The committee did not have the power to recommend disallowance until 1986, when a procedure was put in place through amendments to the Standing Orders of the House of Commons. This approach had two important consequences:
The first was that the Senate had no say in the matter, and the second was that [the disallowance procedure] only applied to statutory instruments made by the Governor in Council or by a Minister of the Crown. This was because the procedure relied on resolutions and orders, which are not by their nature binding on those outside the House. Regulations made by bodies with regulatory authority delegated by Parliament (such as the Canadian Radio-television and Telecommunications Commission, the National Energy Board, the Canadian Institutes of Health Research, the Canadian Transportation Agency and the Canadian Nuclear Safety Commission) were therefore not subject to disallowance.14
Although this mechanism was successfully resorted to on eight occasions, the committee recommended that it be replaced by a statutory procedure that would apply to all federal delegated legislation and give an equal role to both houses of Parliament. In 2003, Parliament enacted a private member's bill to that effect, sponsored by one of the joint chairs of the committee.15 This bill added section 19.1 to the Statutory Instruments Act, such that the power to recommend disallowance now applies to all regulations that stand referred to the committee, and both houses must agree to a disallowance resolution for it to be effective.
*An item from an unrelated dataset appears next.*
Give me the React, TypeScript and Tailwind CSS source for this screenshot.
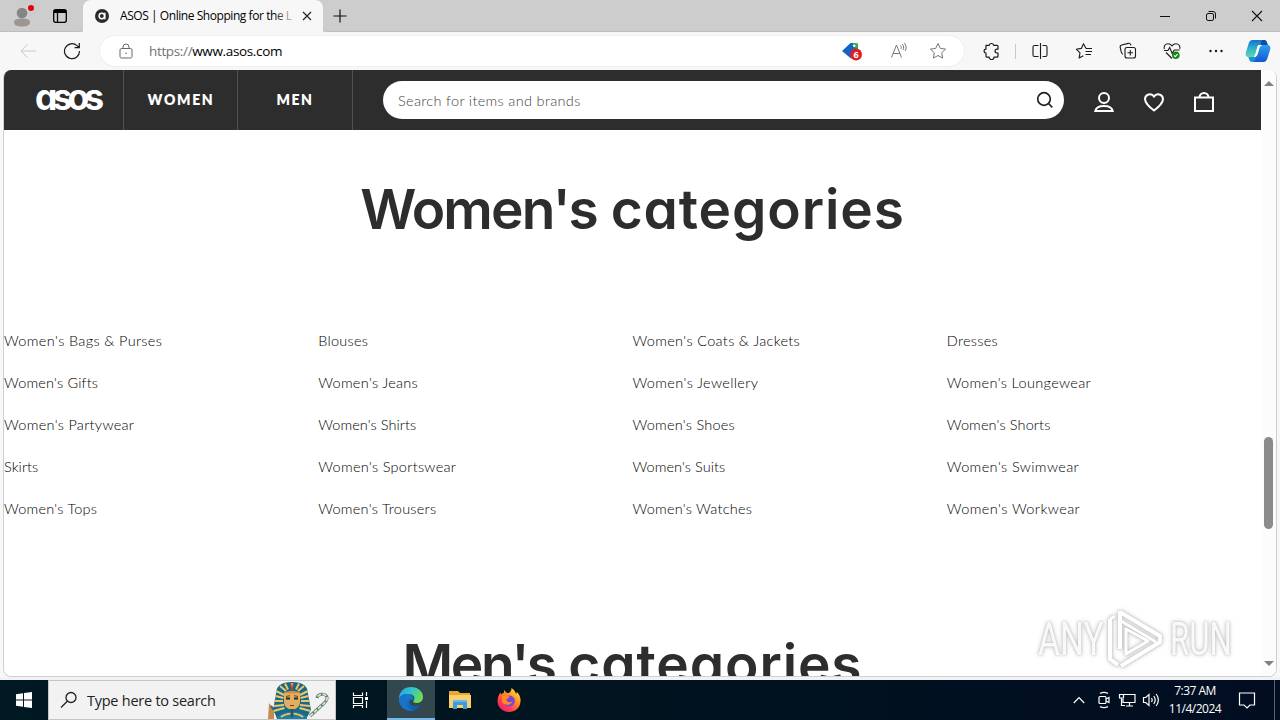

The procedure set out in section 19.1 of the Statutory Instruments Act is as follows:
Only the Committee can initiate disallowance. In any case where the Committee is of the view that a regulation, or part of a regulation, should be revoked, it can make a report to the two Houses containing a resolution to this effect. Before doing so, however, the Committee must notify the regulation-making authority of its intent to propose the disallowance of a regulation at least 30 days prior to adopting the disallowance report. The Committee only recommends disallowance. That recommendation must then be accepted by both Houses.
Within 15 sitting days of the tabling of a disallowance report, a Minister may file a motion that the disallowance resolution contained in the report not be adopted. If such a motion is filed in either or both Houses, the appropriate House meets at 1:00 p.m. on the next Wednesday to consider the motion. Subsection 19.1(7) of the Statutory Instruments Act allows a debate of a maximum duration of one hour, with a 10‑minute limit on interventions by members. At the conclusion of the debate, a vote is taken on the motion. If the House defeats the motion, the resolution is considered to have been adopted by the appropriate House. If, on the other hand, the motion filed by the Minister is supported by the House, the resolution set out in the Committee's report is considered to have been rejected by that House. A resolution is either deemed adopted on the fifteenth sitting day following the tabling of the disallowance report if no motion is filed within those fifteen sitting days by a Minister – or it is considered to be adopted on the day that such a motion is defeated by a vote of the appropriate House. For disallowance to take effect, a resolution must be adopted by both the Senate and the House of Commons.
Subsection 19.1(9) of the Statutory Instruments Act imposes a legal duty on a regulation-making authority to repeal a disallowed regulation within 30 days – or such longer period of time as may be specified in the resolution – following the day on which both the Senate and the House of Commons have adopted or are deemed to have adopted the resolution.16
To date, two disallowance reports have been tabled under section 19.1 of the Statutory Instruments Act, both concerning the same regulatory provision. In each instance, the report was deemed adopted in the Senate, but the House of Commons voted not to proceed with disallowance on the ground that legislation had been introduced that would address the committee's concern.17
In many cases where the committee had begun to consider disallowance, the committee's concerns about the regulation in question were resolved after a notice of the committee's intent to propose disallowance was issued to an RMA. As such, it is often not necessary to proceed any further with adopting a disallowance report.
Two core constitutional principles in a parliamentary democracy are the rule of law and parliamentary supremacy. Parliament is the source of federal regulation-making authority, and so the body to which legislative authority is delegated may only exercise that authority if, when and to the extent that Parliament has authorized.18 By reviewing regulations and other statutory instruments for compliance with that delegated authority, the Standing Joint Committee for the Scrutiny of Regulations plays an essential role in ensuring parliamentary oversight of the laws that govern all Canadians.